Several of his Instagram reels are also identified as being filmed using Meta Ray-Ban Smart Glasses.

Despite having a relatively modest audience size, multiple videos have crossed millions of likes, showing how authentic reactions often outperform highly produced content.

Siddhartha Joshi: Turning Travel Into a First-Person Experience

Walking viewers through destinations exactly as he sees them

Travel creator Siddhartha Joshi has experimented with wearable technology in videos like “Using Meta Ray-Ban Glasses to plan my Bangalore trip.”

Instead of constantly switching between holding a camera and enjoying the destination, he captures the entire experience from his own perspective while navigating streets, taking calls, exploring cafés, and interacting with locals.

The glasses simplify production while making viewers feel like they’re experiencing the journey alongside him.

For travel creators, wearable POV cameras offer something traditional cameras rarely can—true first-person storytelling.

Uday Kevlogs: Showing That Nano Creators Can Benefit Too

Everyday moments don’t need expensive production.

While many associate wearable technology with large creators, Uday Kevlogs proves otherwise.

His smaller creator account documents shopping trips, cooking, family interactions, and everyday routines entirely from his own perspective. Meanwhile, his primary account has built an audience of over 400K followers.

Rather than focusing on cinematic production, his content succeeds because it feels genuine.

The Meta Ray-Ban Smart Glasses reduce production effort while allowing him to create consistently without extra equipment or a dedicated cameraperson.

It’s a reminder that wearable cameras are becoming accessible tools for creators at every stage of their journey.

Why Wearable POV Content Is Growing

The popularity of wearable cameras comes down to one simple factor: they remove friction from content creation.
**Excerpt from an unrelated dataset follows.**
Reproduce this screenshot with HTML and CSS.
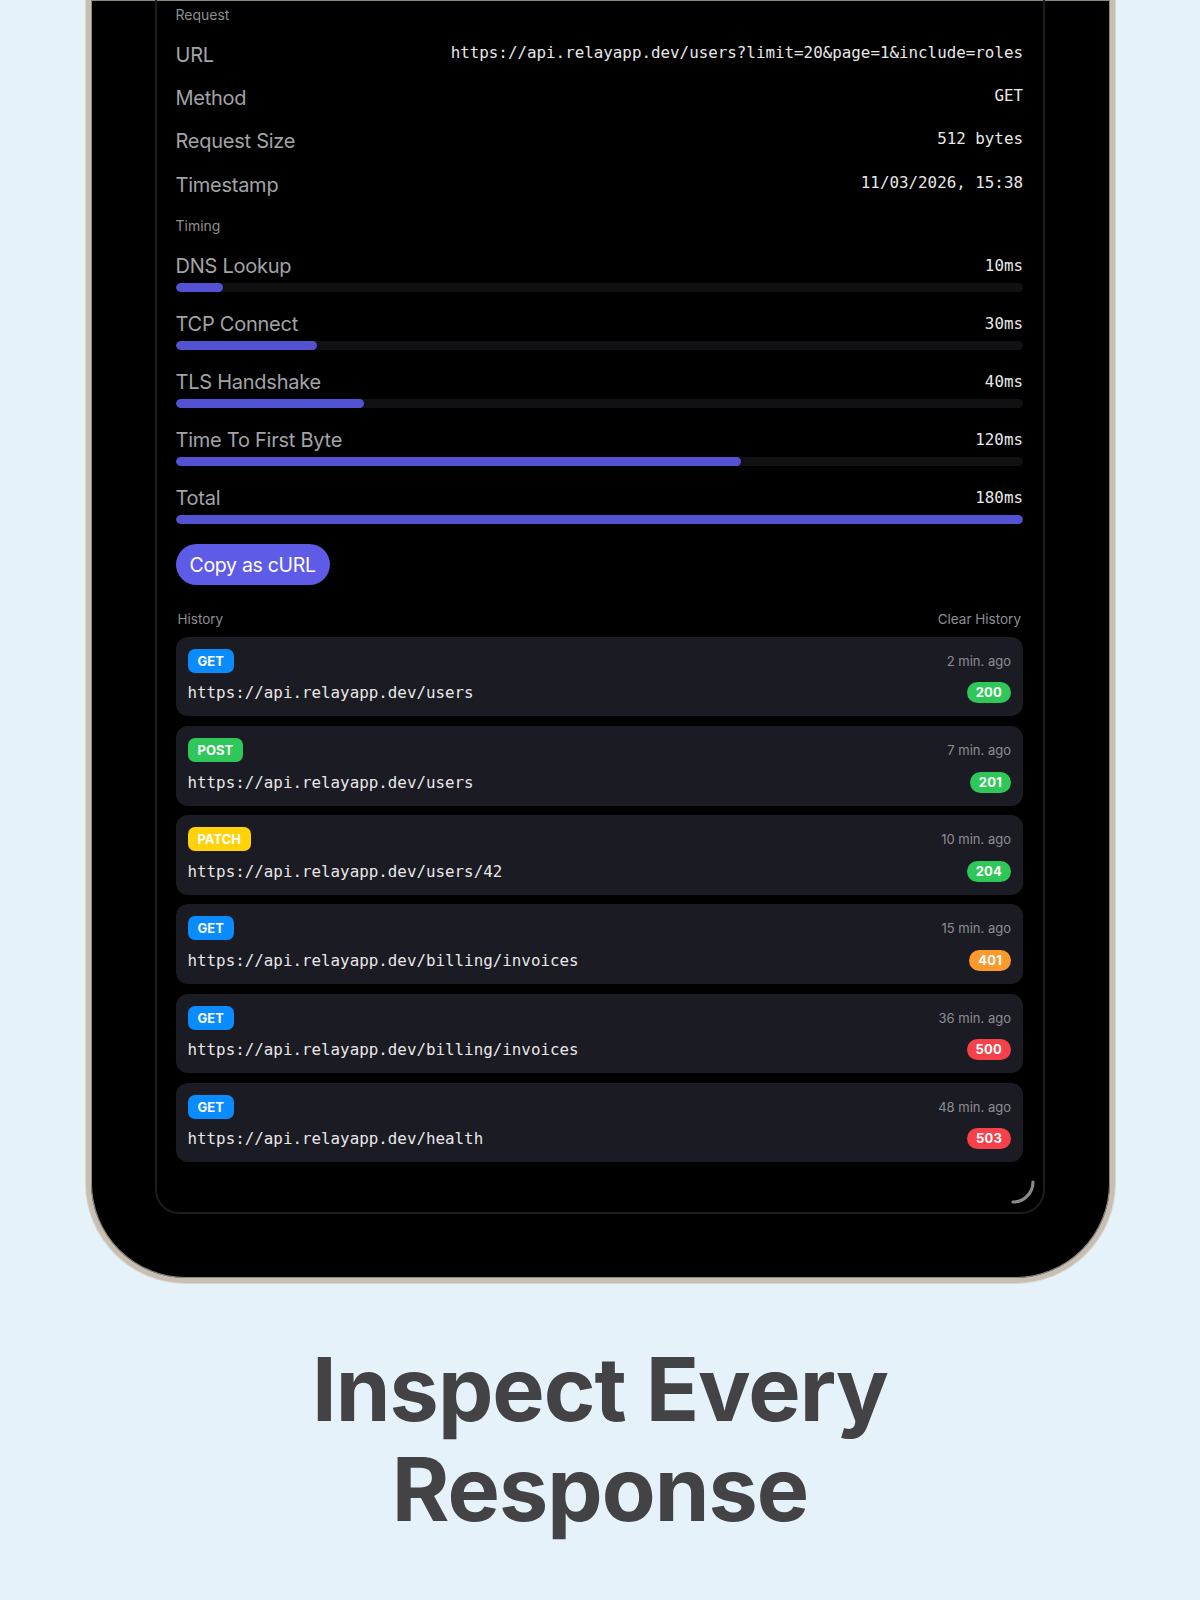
FILE: index.html
```html
<!DOCTYPE html>
<html lang="en">
<head>
<meta charset="utf-8">
<title>Inspect Every Response</title>
<link rel="stylesheet" href="styles.css">
</head>
<body>
<div class="device">
  <div class="panel">
    <div class="section-label first">Request</div>
    <div class="kv"><span class="k">URL</span><span class="v">https://api.relayapp.dev/users?limit=20&amp;page=1&amp;include=roles</span></div>
    <div class="kv"><span class="k">Method</span><span class="v">GET</span></div>
    <div class="kv"><span class="k">Request Size</span><span class="v">512 bytes</span></div>
    <div class="kv"><span class="k">Timestamp</span><span class="v">11/03/2026, 15:38</span></div>

    <div class="section-label timing-label">Timing</div>
    <div class="timing">
      <div class="t-head"><span class="k">DNS Lookup</span><span class="v">10ms</span></div>
      <div class="track"><div class="fill" style="width:5.56%"></div></div>
    </div>
    <div class="timing">
      <div class="t-head"><span class="k">TCP Connect</span><span class="v">30ms</span></div>
      <div class="track"><div class="fill" style="width:16.67%"></div></div>
    </div>
    <div class="timing">
      <div class="t-head"><span class="k">TLS Handshake</span><span class="v">40ms</span></div>
      <div class="track"><div class="fill" style="width:22.22%"></div></div>
    </div>
    <div class="timing">
      <div class="t-head"><span class="k">Time To First Byte</span><span class="v">120ms</span></div>
      <div class="track"><div class="fill" style="width:66.67%"></div></div>
    </div>
    <div class="timing">
      <div class="t-head"><span class="k">Total</span><span class="v">180ms</span></div>
      <div class="track"><div class="fill" style="width:100%"></div></div>
    </div>

    <button class="copy-btn">Copy as cURL</button>

    <div class="history-head"><span>History</span><span>Clear History</span></div>
    <div class="history">
      <div class="card">
        <span class="method get">GET</span><span class="ago">2 min. ago</span>
        <span class="url">https://api.relayapp.dev/users</span><span class="status ok">200</span>
      </div>
      <div class="card">
        <span class="method post">POST</span><span class="ago">7 min. ago</span>
        <span class="url">https://api.relayapp.dev/users</span><span class="status ok">201</span>
      </div>
      <div class="card">
        <span class="method patch">PATCH</span><span class="ago">10 min. ago</span>
        <span class="url">https://api.relayapp.dev/users/42</span><span class="status ok">204</span>
      </div>
      <div class="card">
        <span class="method get">GET</span><span class="ago">15 min. ago</span>
        <span class="url">https://api.relayapp.dev/billing/invoices</span><span class="status warn">401</span>
      </div>
      <div class="card">
        <span class="method get">GET</span><span class="ago">36 min. ago</span>
        <span class="url">https://api.relayapp.dev/billing/invoices</span><span class="status err">500</span>
      </div>
      <div class="card">
        <span class="method get">GET</span><span class="ago">48 min. ago</span>
        <span class="url">https://api.relayapp.dev/health</span><span class="status err">503</span>
      </div>
    </div>
    <svg class="spinner" width="26" height="26" viewBox="0 0 26 26" aria-hidden="true">
      <path d="M22 2 A20 20 0 0 1 2 22" fill="none" stroke="#8a8a8e" stroke-width="3.2" stroke-linecap="round"/>
    </svg>
  </div>
</div>
<h1 class="headline">Inspect Every<br>Response</h1>
</body>
</html>
```
FILE: styles.css
```css
* { box-sizing: border-box; }

html, body {
  margin: 0;
  padding: 0;
}

body {
  background: #e6f2f9;
  font-family: Inter, "Noto Sans", "Liberation Sans", sans-serif;
  width: 1200px;
  height: 1600px;
  overflow: hidden;
}

.device {
  margin-left: 86px;
  width: 1029px;
  background: #000;
  border: 5px solid #c7bfb3;
  border-top: 0;
  border-radius: 0 0 100px 100px;
  padding: 0 65px 64px 64px;
  box-shadow: inset 0 0 0 1px #8f887e, 0 0 0 1px #ddd6cb;
}

.panel {
  position: relative;
  border: 2px solid #1c1c1f;
  border-top: 0;
  border-radius: 0 0 24px 24px;
  padding: 5px 20px 50px 18.5px;
}

.section-label {
  font-size: 14px;
  line-height: 20px;
  color: #8e8e93;
}

.section-label.first {
  margin-bottom: 8px;
}

.timing-label {
  margin-top: 10px;
  margin-bottom: 18px;
}

.kv {
  display: flex;
  justify-content: space-between;
  align-items: center;
  height: 43.33px;
  line-height: 24px;
}

.kv .v {
  margin-bottom: 4px;
}

.k {
  font-size: 20px;
  letter-spacing: -0.25px;
  color: #a3a3a8;
}

.v {
  font-family: "DejaVu Sans Mono", "Liberation Mono", monospace;
  font-size: 15.85px;
  color: #e8e8e8;
}

.timing {
  margin-bottom: 20px;
}

.t-head {
  display: flex;
  justify-content: space-between;
  align-items: center;
  line-height: 24px;
  height: 24px;
  margin-bottom: 5px;
}

.track {
  height: 9px;
  border-radius: 5px;
  background: #111114;
  overflow: hidden;
}

.fill {
  height: 100%;
  border-radius: 5px;
  background: #5352d2;
}

.copy-btn {
  display: block;
  margin-top: 0;
  height: 41px;
  padding: 0 14px;
  border: 0;
  border-radius: 21px;
  background: #5e5ce6;
  color: #fff;
  font-family: Inter, "Noto Sans", sans-serif;
  font-size: 19.5px;
  letter-spacing: -0.3px;
}

.history-head {
  display: flex;
  justify-content: space-between;
  margin-top: 24px;
  margin-bottom: 7.5px;
  padding: 0 2px;
  font-size: 13.5px;
  line-height: 20px;
  color: #8e8e93;
}

.history {
  display: flex;
  flex-direction: column;
  gap: 9.7px;
}

.card {
  display: grid;
  grid-template-columns: 1fr auto;
  grid-template-rows: 24px 21px;
  row-gap: 9.5px;
  align-items: center;
  padding: 12px 12px 13px 12px;
  background: #1b1b23;
  border-radius: 12px;
}

.method {
  justify-self: start;
  height: 24px;
  line-height: 24px;
  padding: 0 10px;
  border-radius: 7px;
  font-size: 13px;
  font-weight: 700;
  color: #fff;
}

.method.get { background: #0a8cff; }
.method.post { background: #30c75a; }
.method.patch { background: #ffd20a; }

.ago {
  font-size: 13px;
  color: #8e8e93;
  text-align: right;
}

.url {
  font-family: "DejaVu Sans Mono", "Liberation Mono", monospace;
  font-size: 15.85px;
  color: #e8e8e8;
}

.status {
  justify-self: end;
  height: 21px;
  line-height: 21px;
  padding: 0 9px;
  border-radius: 11px;
  font-size: 13px;
  font-weight: 700;
  letter-spacing: 0.2px;
  color: #fff;
}

.status.ok { background: #2fc858; }
.status.warn { background: #fd9a2e; }
.status.err { background: #f7414a; }

.spinner {
  position: absolute;
  right: 6px;
  bottom: 6px;
}

.headline {
  margin: 56px 0 0;
  text-align: center;
  font-size: 88px;
  line-height: 100px;
  font-weight: 700;
  color: #434345;
  letter-spacing: -1px;
}
```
Creators no longer need to juggle phones, tripods, or action cameras. Instead, they can focus on conversations, experiences, and storytelling.
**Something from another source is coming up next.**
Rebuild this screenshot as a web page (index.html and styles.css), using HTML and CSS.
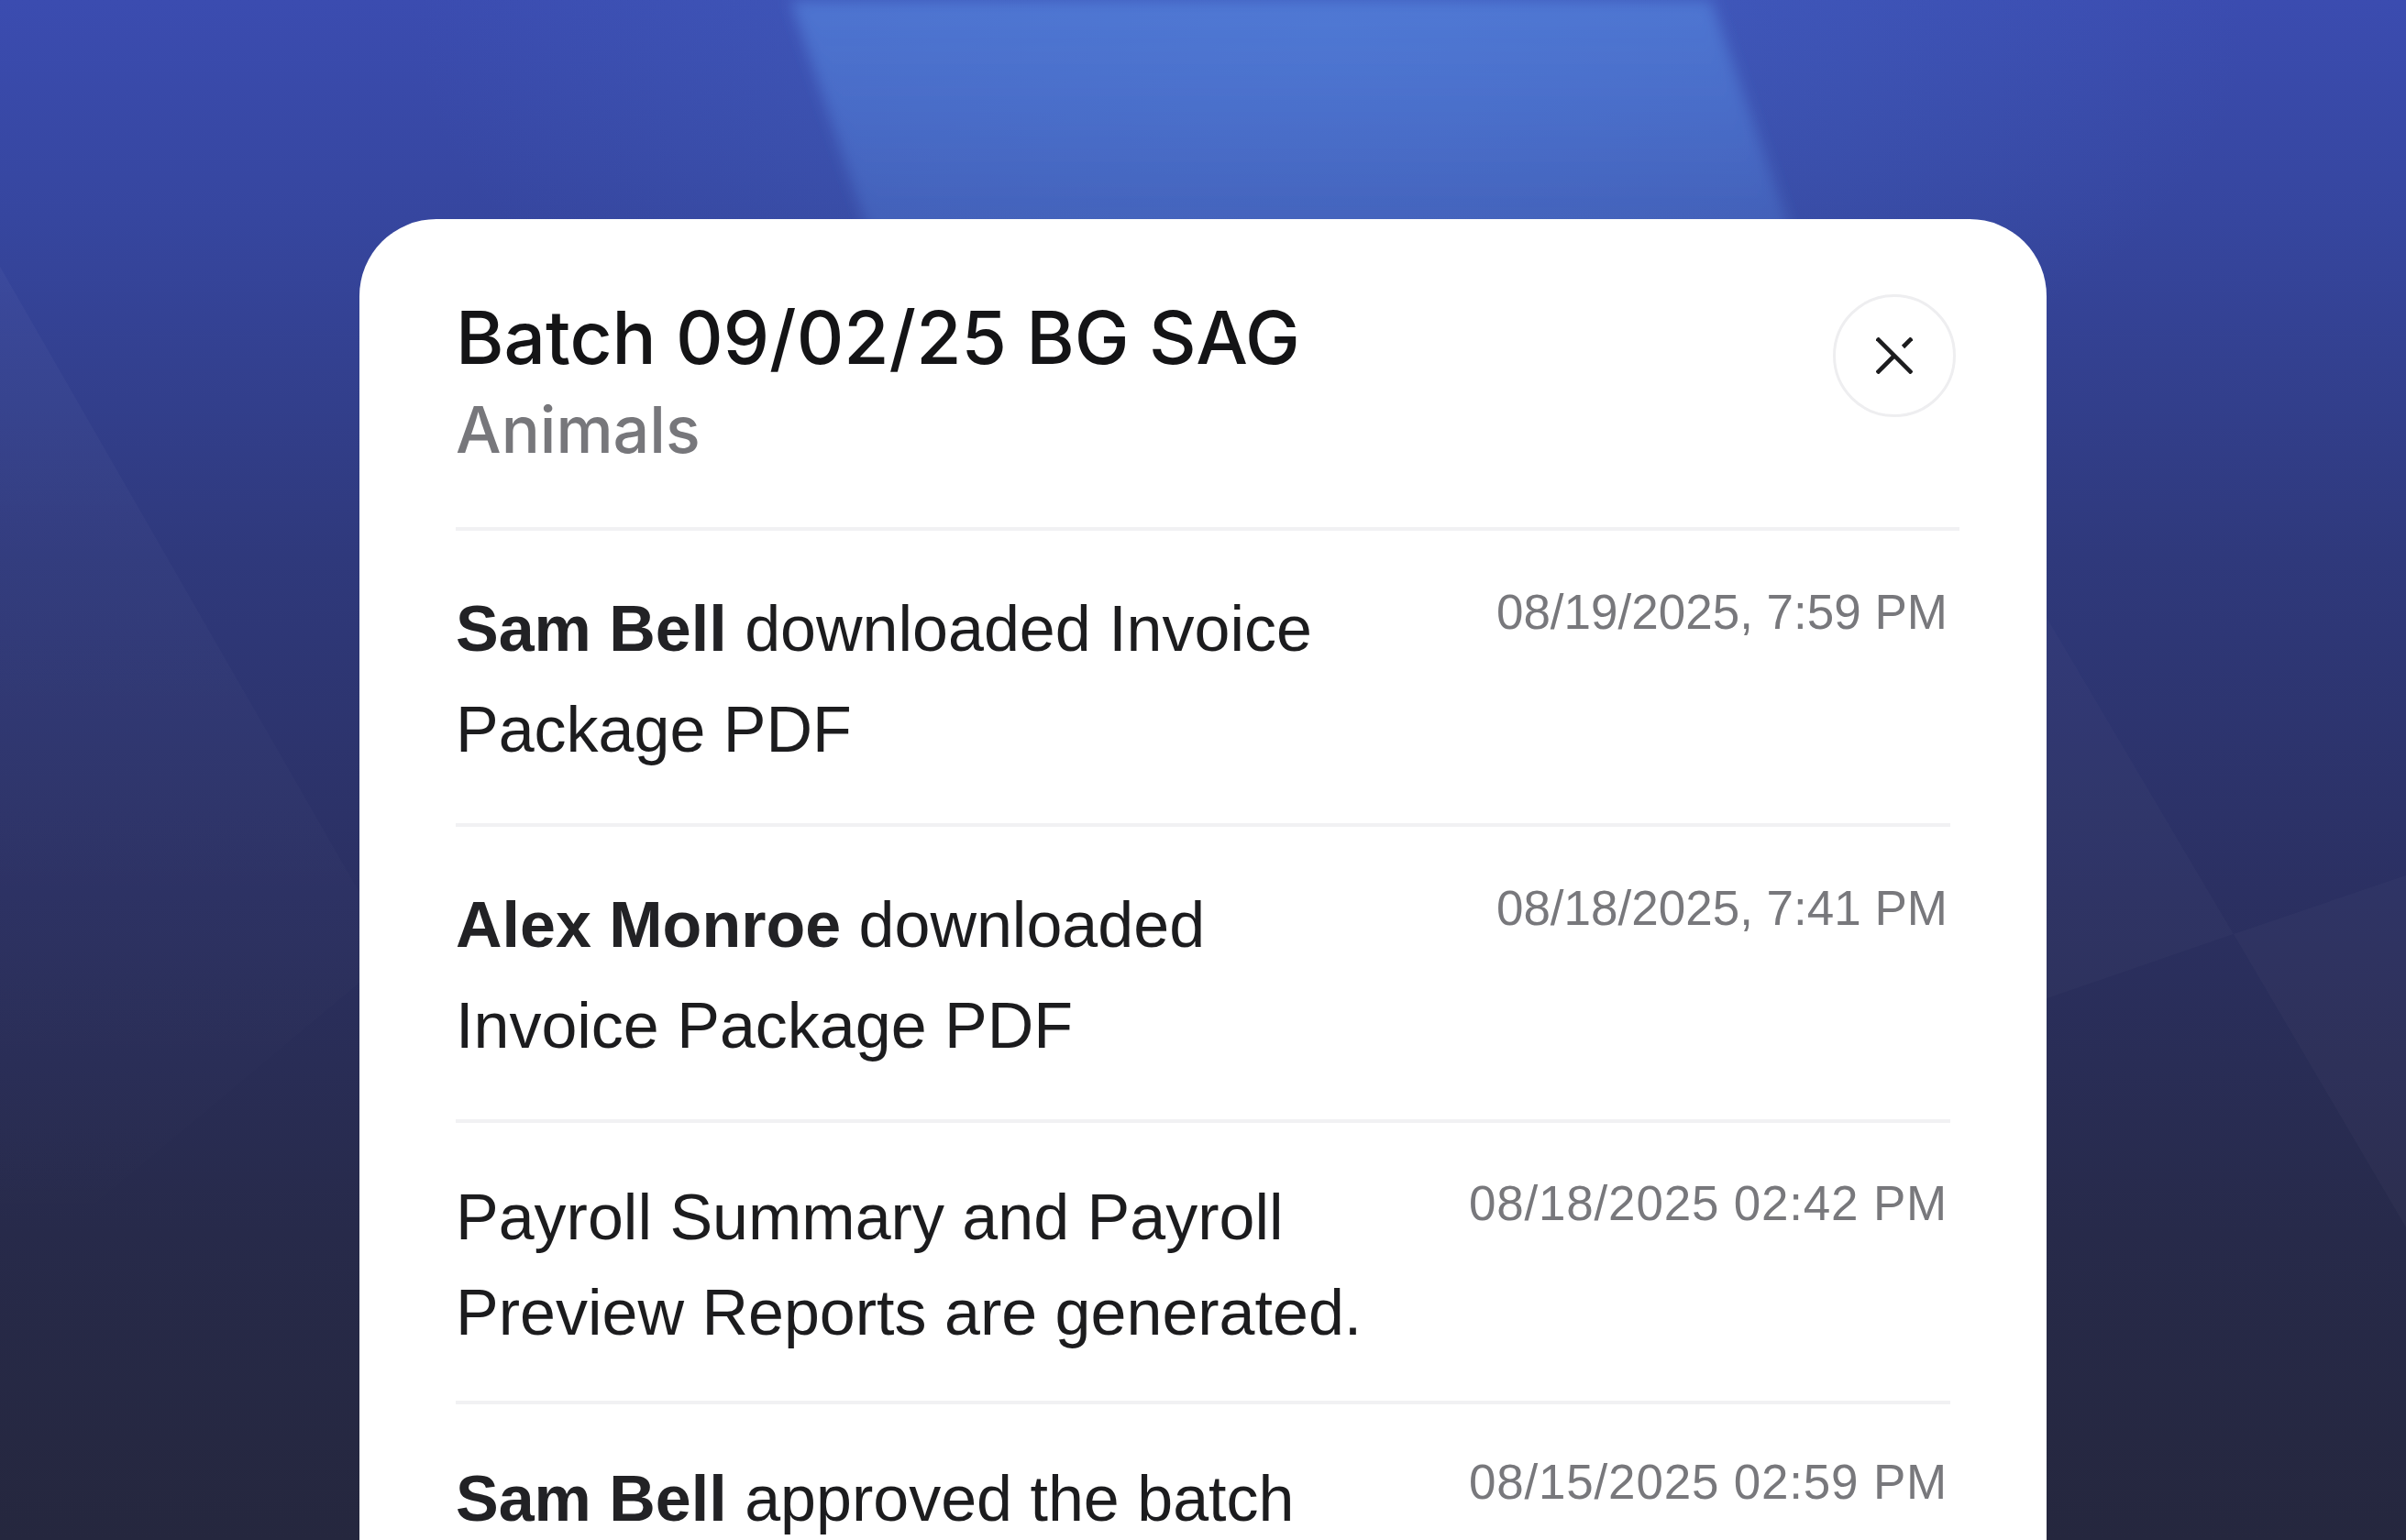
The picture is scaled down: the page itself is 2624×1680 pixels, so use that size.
FILE: index.html
```html
<!DOCTYPE html>
<html lang="en">
<head>
<meta charset="utf-8">
<title>Batch 09/02/25 BG SAG</title>
<link rel="stylesheet" href="styles.css">
</head>
<body>
<div class="stage">
  <svg class="backdrop" viewBox="0 0 2624 1680" preserveAspectRatio="none" aria-hidden="true">
    <defs>
      <linearGradient id="streak" x1="0" y1="0" x2="0" y2="1">
        <stop offset="0" stop-color="#5a8fe6" stop-opacity="0.55"/>
        <stop offset="0.5" stop-color="#5a8fe6" stop-opacity="0.25"/>
        <stop offset="1" stop-color="#5a8fe6" stop-opacity="0"/>
      </linearGradient>
      <linearGradient id="sheenL" x1="0" y1="0" x2="0" y2="1">
        <stop offset="0" stop-color="#ffffff" stop-opacity="0.03"/>
        <stop offset="1" stop-color="#ffffff" stop-opacity="0"/>
      </linearGradient>
      <filter id="soft" x="-10%" y="-10%" width="120%" height="120%">
        <feGaussianBlur stdDeviation="8"/>
      </filter>
    </defs>
    <polygon points="862,0 1866,0 2060,560 1050,560" fill="url(#streak)" filter="url(#soft)"/>
    <polygon points="0,291 430,1040 0,1400" fill="url(#sheenL)"/>
    <polygon points="2100,450 2436,1019 2100,1135" fill="#ffffff" fill-opacity="0.02"/>
    <polygon points="2436,1019 2624,955 2624,1339" fill="#ffffff" fill-opacity="0.025"/>
  </svg>

  <section class="card">
    <header class="card-head">
      <div class="head-text">
        <h1 class="title">Batch 09/02/25 BG SAG</h1>
        <p class="subtitle">Animals</p>
      </div>
      <button class="close" type="button" aria-label="Close">
        <svg viewBox="0 0 40 40" width="40" height="40">
          <path d="M1 1 L39 39" />
          <path d="M1 39 L20.5 19.5" />
          <path d="M29.5 10.5 L39 1" />
        </svg>
      </button>
    </header>

    <ul class="log">
      <li class="row">
        <p class="msg"><b>Sam Bell</b> downloaded Invoice Package PDF</p>
        <span class="ts">08/19/2025, 7:59 PM</span>
      </li>
      <li class="row">
        <p class="msg"><b>Alex Monroe</b> downloaded Invoice Package PDF</p>
        <span class="ts">08/18/2025, 7:41 PM</span>
      </li>
      <li class="row row-system">
        <p class="msg">Payroll Summary and Payroll Preview Reports are generated.</p>
        <span class="ts ts-wide">08/18/2025 02:42 PM</span>
      </li>
      <li class="row row-last">
        <p class="msg"><b>Sam Bell</b> approved the batch</p>
        <span class="ts ts-wide">08/15/2025 02:59 PM</span>
      </li>
    </ul>
  </section>
</div>
</body>
</html>
```

FILE: styles.css
```css
html, body {
  margin: 0;
  padding: 0;
}

body {
  width: 2624px;
  height: 1680px;
  overflow: hidden;
  font-family: "Liberation Sans", Arial, sans-serif;
}

.stage {
  position: relative;
  width: 2624px;
  height: 1680px;
  overflow: hidden;
  box-sizing: border-box;
  padding: 239px 0 0 392px;
  background:
    radial-gradient(ellipse 1000px 480px at 1450px 40px, rgba(78, 128, 222, 0.35), rgba(78, 128, 222, 0) 100%),
    linear-gradient(180deg, #3b4cb0 0%, #36469f 14%, #2f397c 36%, #2b3062 58%, #272a4a 80%, #25273e 100%);
}

.backdrop {
  position: absolute;
  left: 0;
  top: 0;
  width: 2624px;
  height: 1680px;
  z-index: 0;
}

.card {
  position: relative;
  z-index: 1;
  width: 1840px;
  min-height: 1600px;
  box-sizing: border-box;
  padding: 81px 105px 0 105px;
  background: #ffffff;
  border-radius: 84px 84px 0 0;
}

.card-head {
  display: flex;
  justify-content: space-between;
  align-items: flex-start;
  margin-right: -10px;
  padding-right: 10px;
  padding-bottom: 54px;
  border-bottom: 4px solid #f1f1f3;
}

.head-text {
  display: flex;
  flex-direction: column;
}

.title {
  margin: 0;
  font-family: "Inter", "Lato", sans-serif;
  font-weight: 500;
  font-size: 80px;
  line-height: 96px;
  color: #141416;
  letter-spacing: 0;
}

.subtitle {
  margin: 0;
  font-family: "Inter", "Lato", sans-serif;
  font-weight: 500;
  font-size: 70px;
  line-height: 105px;
  color: #77777b;
}

.close {
  flex: none;
  width: 134px;
  height: 134px;
  margin: 1px -6px 0 0;
  padding: 0;
  border: 3px solid #eeeef0;
  border-radius: 50%;
  background: #ffffff;
  display: flex;
  align-items: center;
  justify-content: center;
}

.close svg {
  display: block;
  fill: none;
  stroke: #1c1c1e;
  stroke-width: 4.6;
}

.log {
  list-style: none;
  margin: 0;
  padding: 0;
}

.row {
  display: flex;
  justify-content: space-between;
  align-items: flex-start;
  padding: 52px 0 47px;
  border-bottom: 4px solid #f1f1f3;
}

.row-system {
  padding: 51px 0 44px;
}

.row-system .msg {
  line-height: 104px;
}

.row-last {
  padding-top: 48px;
  border-bottom: none;
}

.msg {
  margin: 0;
  max-width: 1040px;
  font-size: 70px;
  line-height: 110px;
  color: #1c1c1e;
}

.msg b {
  font-weight: 700;
  color: #222225;
}

.ts {
  flex: none;
  white-space: nowrap;
  font-size: 53px;
  line-height: 74px;
  color: #78787c;
  margin-right: 3px;
}

.ts-wide {
  letter-spacing: 0.8px;
}
```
For audiences, the content feels more immersive because they’re seeing exactly what the creator sees.

Internationally, wearable POV cameras have already become common for:

  • Street interviews
  • Travel vlogs
  • Food exploration
  • Social experiments
  • Daily lifestyle content
  • Behind-the-scenes videos

Indian creators are now adopting the format across these same categories.

The same features that make wearable cameras attractive also raise important ethical questions.

Because the recording device is built into a pair of glasses, bystanders may not always realise they’re being filmed.

This has triggered wider discussions around:

  • Informed consent in public spaces
  • Whether recording indicator lights is sufficient
  • How AI-powered wearables collect and process data
  • The long-term implications of always-on recording devices

Privacy advocates have questioned whether current safeguards are enough, while regulators in parts of Europe have begun examining the technology more closely.

As AI-powered wearables become increasingly common, these conversations are likely to become even more important.

A New Tool, Not a Replacement

Meta Ray-Ban Smart Glasses aren’t replacing smartphones. They’re replacing something else: the second person behind the camera.

For creators, that means lower production costs, faster filming, and more authentic storytelling.

For audiences, it creates content that feels more personal and immersive.

From nano creators documenting everyday routines to social experiment creators capturing genuine public reactions, wearable POV technology is quietly reshaping how stories are told.

The challenge now is ensuring that innovation moves forward alongside thoughtful conversations around privacy, transparency, and responsible use.